[llvm] [AArch64][SME] Make getRegAllocationHints stricter for multi-vector loads (PR #123081)
Sander de Smalen via llvm-commits
llvm-commits at lists.llvm.org
Fri Jan 17 01:16:12 PST 2025
================
@@ -1107,23 +1108,83 @@ bool AArch64RegisterInfo::getRegAllocationHints(
// FORM_TRANSPOSED_REG_TUPLE pseudo, we want to favour reducing copy
// instructions over reducing the number of clobbered callee-save registers,
// so we add the strided registers as a hint.

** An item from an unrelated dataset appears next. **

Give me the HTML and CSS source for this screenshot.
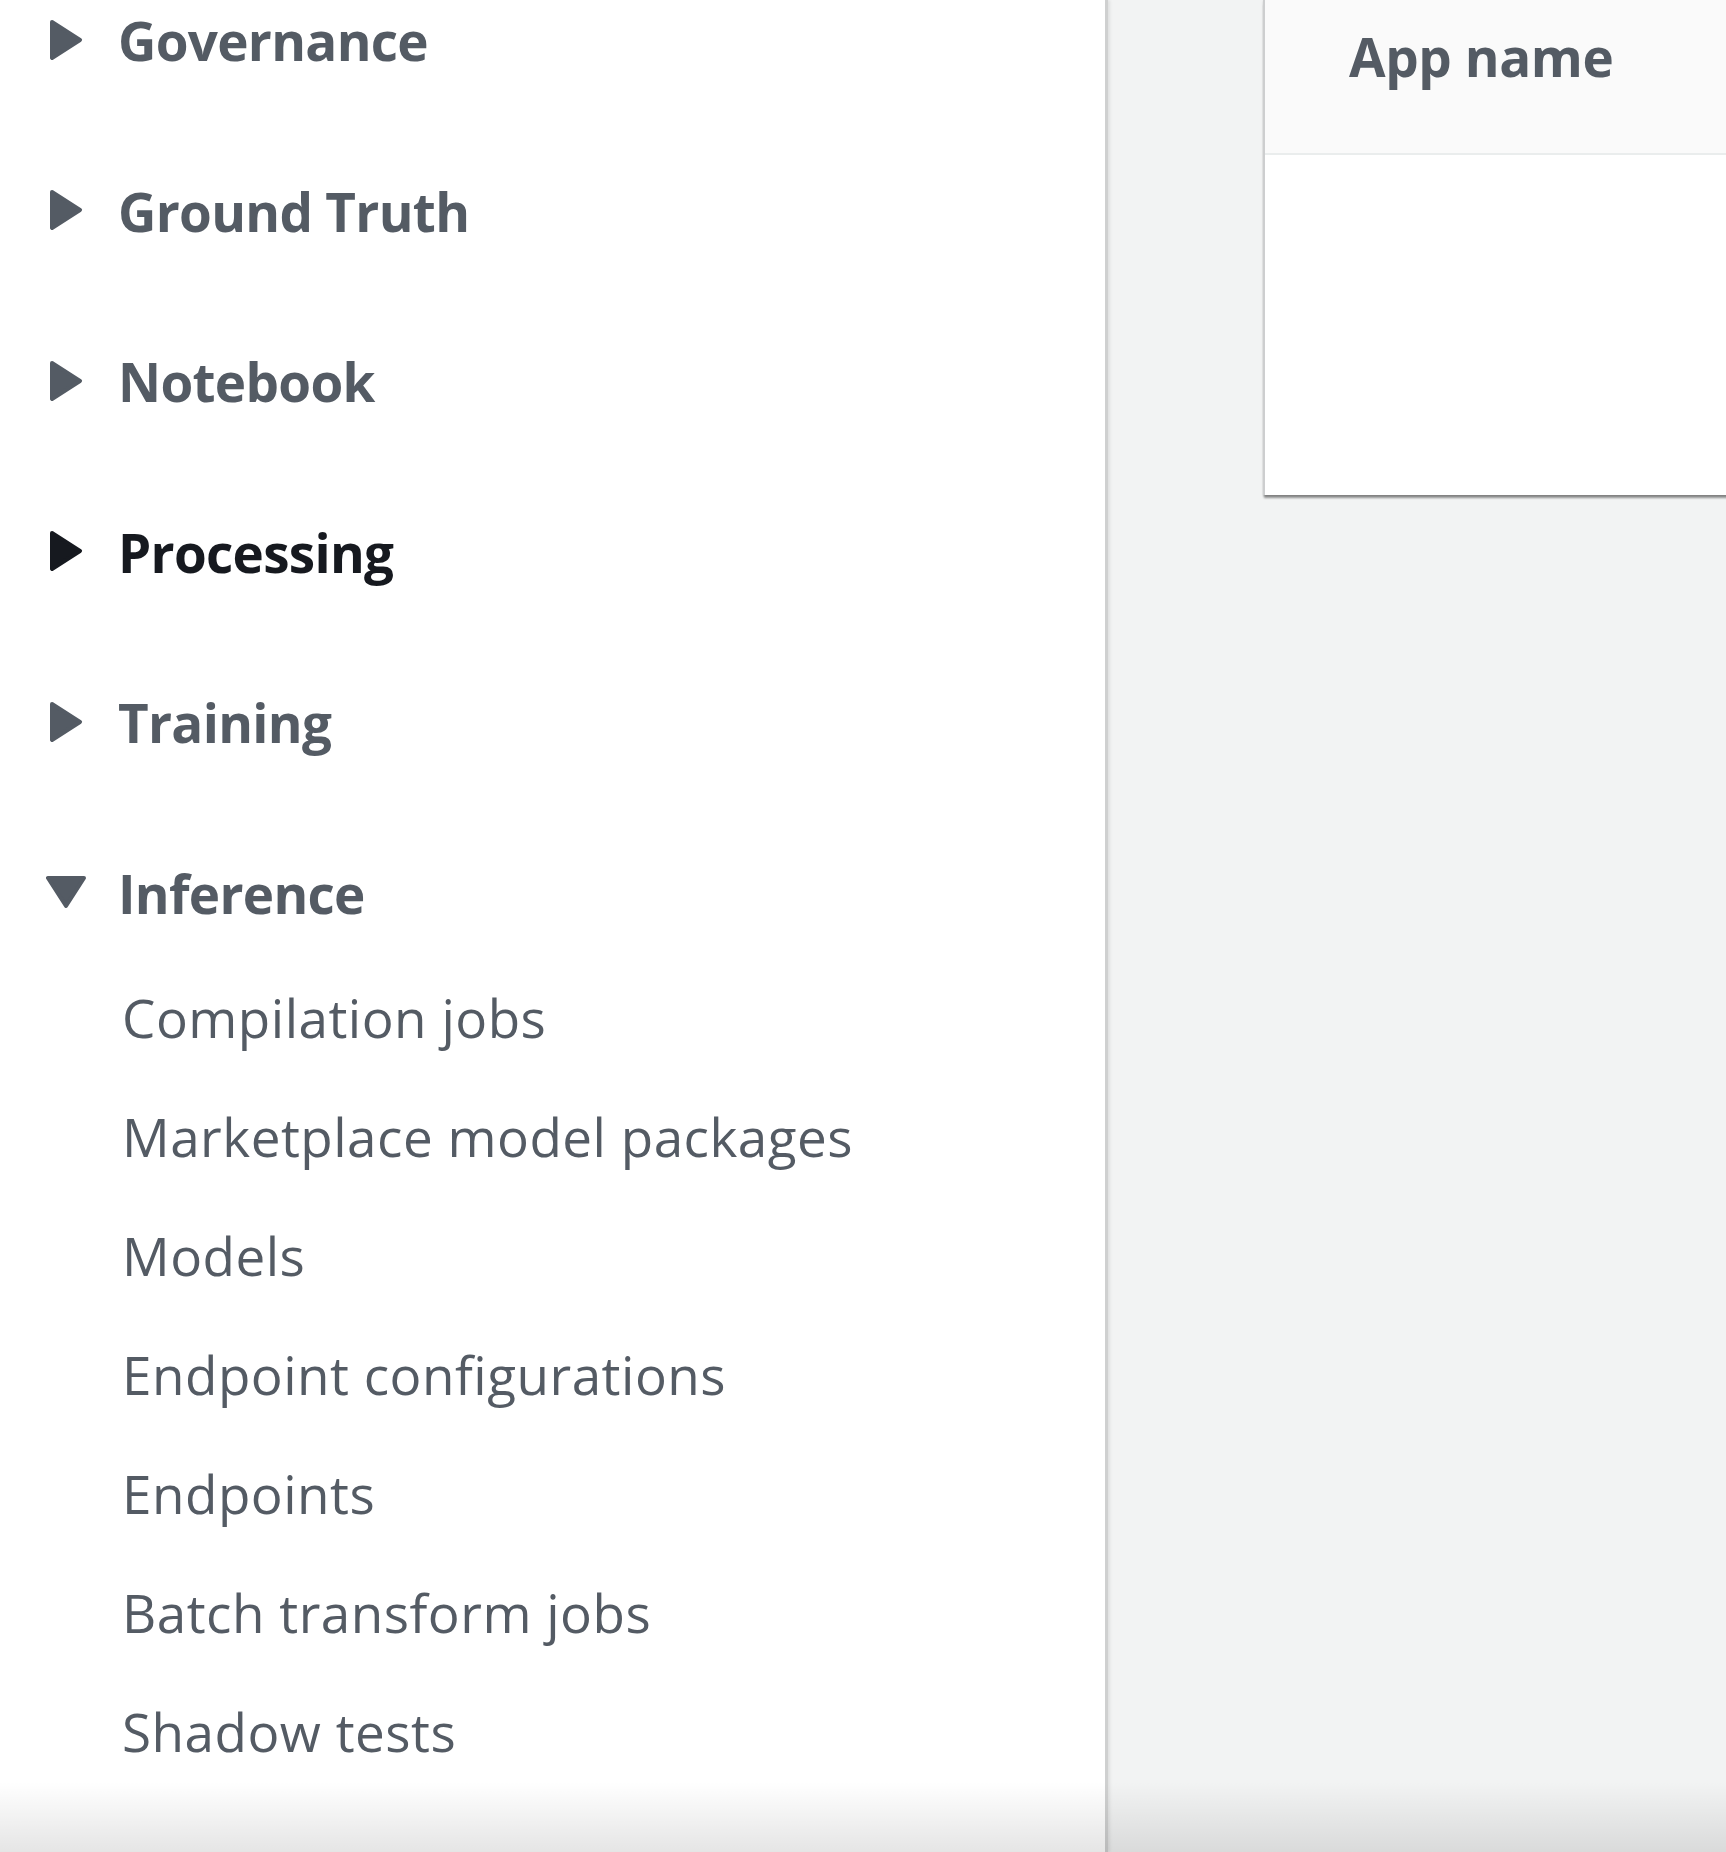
FILE: index.html
```html
<!DOCTYPE html>
<html lang="en">
<head>
<meta charset="utf-8">
<title>SageMaker</title>
<link rel="stylesheet" href="styles.css">
</head>
<body>
<div class="page">
  <nav class="sidebar">
    <ul class="nav">
      <li class="section">
        <div class="section-head">
          <svg class="caret" viewBox="0 0 40 40"><polygon points="6,2 34,20 6,38"/></svg>
          <span class="section-title">Governance</span>
        </div>
      </li>
      <li class="section">
        <div class="section-head">
          <svg class="caret" viewBox="0 0 40 40"><polygon points="6,2 34,20 6,38"/></svg>
          <span class="section-title">Ground Truth</span>
        </div>
      </li>
      <li class="section">
        <div class="section-head">
          <svg class="caret" viewBox="0 0 40 40"><polygon points="6,2 34,20 6,38"/></svg>
          <span class="section-title">Notebook</span>
        </div>
      </li>
      <li class="section">
        <div class="section-head is-hover">
          <svg class="caret" viewBox="0 0 40 40"><polygon points="6,2 34,20 6,38"/></svg>
          <span class="section-title">Processing</span>
        </div>
      </li>
      <li class="section">
        <div class="section-head">
          <svg class="caret" viewBox="0 0 40 40"><polygon points="6,2 34,20 6,38"/></svg>
          <span class="section-title">Training</span>
        </div>
      </li>
      <li class="section is-open">
        <div class="section-head">
          <svg class="caret" viewBox="0 0 40 40"><polygon points="2,6 38,6 20,34"/></svg>
          <span class="section-title">Inference</span>
        </div>
        <ul class="sub">
          <li class="sub-item">Compilation jobs</li>
          <li class="sub-item">Marketplace model packages</li>
          <li class="sub-item">Models</li>
          <li class="sub-item">Endpoint configurations</li>
          <li class="sub-item">Endpoints</li>
          <li class="sub-item">Batch transform jobs</li>
          <li class="sub-item">Shadow tests</li>
        </ul>
      </li>
    </ul>
  </nav>
  <main class="main">
    <section class="card">
      <div class="card-head">
        <span class="col-title">App name</span>
      </div>
      <div class="card-body"></div>
    </section>
  </main>
  <div class="bottom-shade"></div>
</div>
</body>
</html>
```

FILE: styles.css
```css
* {
  box-sizing: border-box;
}

html, body {
  margin: 0;
  padding: 0;
  height: 100%;
}

body {
  font-family: "Open Sans", "Noto Sans", Arial, sans-serif;
  background: #f2f3f3;
  overflow: hidden;
}

.page {
  position: relative;
  display: flex;
  height: 1852px;
  overflow: hidden;
}

.sidebar {
  width: 1108px;
  flex: 0 0 1108px;
  background: #ffffff;
  border-right: 3px solid #cfd0d0;
  box-shadow: 2px 0 3px rgba(0, 0, 0, 0.08);
  padding-top: 5px;
  position: relative;
  z-index: 1;
}

.nav,
.sub {
  list-style: none;
  margin: 0;
  padding: 0;
}

.section {
  margin-bottom: 98.6px;
}

.section-head {
  display: flex;
  align-items: center;
  height: 72px;
  color: #545b64;
}

.section-head.is-hover {
  color: #16191f;
}

.caret {
  width: 40px;
  height: 40px;
  margin-left: 46px;
  margin-top: -3px;
  flex: 0 0 40px;
}

.caret polygon {
  fill: currentColor;
  stroke: currentColor;
  stroke-width: 4;
  stroke-linejoin: round;
}

.section-title {
  margin-left: 32px;
  font-size: 53px;
  font-weight: 700;
  letter-spacing: -0.7px;
  line-height: 72px;
  white-space: nowrap;
}

.sub {
  margin-top: 27.6px;
}

.sub-item {
  padding-left: 122px;
  font-size: 53px;
  letter-spacing: 0.5px;
  line-height: 119px;
  color: #545b64;
  white-space: nowrap;
}

.main {
  flex: 1 1 auto;
  padding-left: 155px;
  background: #f2f3f3;
  overflow: hidden;
}

.card {
  width: 900px;
  background: #ffffff;
  border-left: 2px solid #cdcecf;
  box-shadow: 0 4px 2px -1px rgba(0, 0, 0, 0.4), 0 1px 2px rgba(0, 0, 0, 0.15);
}

.card-head {
  height: 155px;
  padding-left: 84px;
  background: #fafafa;
  border-bottom: 2px solid #eaeded;
  color: #545b64;
}

.col-title {
  display: block;
  padding-top: 21px;
  font-size: 53px;
  font-weight: 700;
  letter-spacing: -0.4px;
  line-height: 72px;
  white-space: nowrap;
}

.card-body {
  height: 340px;
}

.bottom-shade {
  position: absolute;
  left: 0;
  right: 0;
  bottom: 0;
  height: 70px;
  background: linear-gradient(to bottom, rgba(0, 0, 0, 0), rgba(0, 0, 0, 0.1));
  pointer-events: none;
  z-index: 2;
}
```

+ const MachineInstr *TupleInst = nullptr;
unsigned RegID = MRI.getRegClass(VirtReg)->getID();
// Look through uses of the register for FORM_TRANSPOSED_REG_TUPLE.
if ((RegID == AArch64::ZPR2StridedOrContiguousRegClassID ||
RegID == AArch64::ZPR4StridedOrContiguousRegClassID) &&
- any_of(MRI.use_nodbg_instructions(VirtReg), [](const MachineInstr &Use) {
- return Use.getOpcode() ==
- AArch64::FORM_TRANSPOSED_REG_TUPLE_X2_PSEUDO ||
- Use.getOpcode() == AArch64::FORM_TRANSPOSED_REG_TUPLE_X4_PSEUDO;
+ any_of(MRI.use_nodbg_instructions(VirtReg), [&TupleInst](
+ const MachineInstr &Use) {
+ bool IsTuple =
+ Use.getOpcode() == AArch64::FORM_TRANSPOSED_REG_TUPLE_X2_PSEUDO ||
+ Use.getOpcode() == AArch64::FORM_TRANSPOSED_REG_TUPLE_X4_PSEUDO;
+ TupleInst = &Use;
+ return IsTuple;
})) {
- const TargetRegisterClass *StridedRC =
- RegID == AArch64::ZPR2StridedOrContiguousRegClassID
- ? &AArch64::ZPR2StridedRegClass
- : &AArch64::ZPR4StridedRegClass;
+ unsigned LdOps = TupleInst->getNumOperands() - 1;
+ const TargetRegisterClass *StridedRC = LdOps == 2
+ ? &AArch64::ZPR2StridedRegClass
+ : &AArch64::ZPR4StridedRegClass;
+ SmallVector<MCPhysReg, 4> StridedOrder;
for (MCPhysReg Reg : Order)
if (StridedRC->contains(Reg))
- Hints.push_back(Reg);
+ StridedOrder.push_back(Reg);
+
+ int OpIdx = TupleInst->findRegisterUseOperandIdx(VirtReg, this);
+ if (OpIdx == -1)
+ return TargetRegisterInfo::getRegAllocationHints(VirtReg, Order, Hints,
+ MF, VRM);
+
+ unsigned TupleID =
+ MRI.getRegClass(TupleInst->getOperand(0).getReg())->getID();
+ bool IsMulZPR = TupleID == AArch64::ZPR2Mul2RegClassID ||
+ TupleID == AArch64::ZPR4Mul4RegClassID;
+
+ if (OpIdx == 1) {
+ for (unsigned I = 0; I < StridedOrder.size(); ++I) {
+ MCPhysReg Reg = StridedOrder[I];
+ unsigned FirstReg = getSubReg(Reg, AArch64::zsub0);
+
+ // If the FORM_TRANSPOSE nodes use the ZPRMul classes, the starting
+ // register of the first load should be a multiple of 2 or 4.
+ if (IsMulZPR &&
+ (getSubReg(Reg, AArch64::zsub0) - AArch64::Z0) % LdOps != 0)
+ continue;
+ // Skip this register if it has any live intervals assigned.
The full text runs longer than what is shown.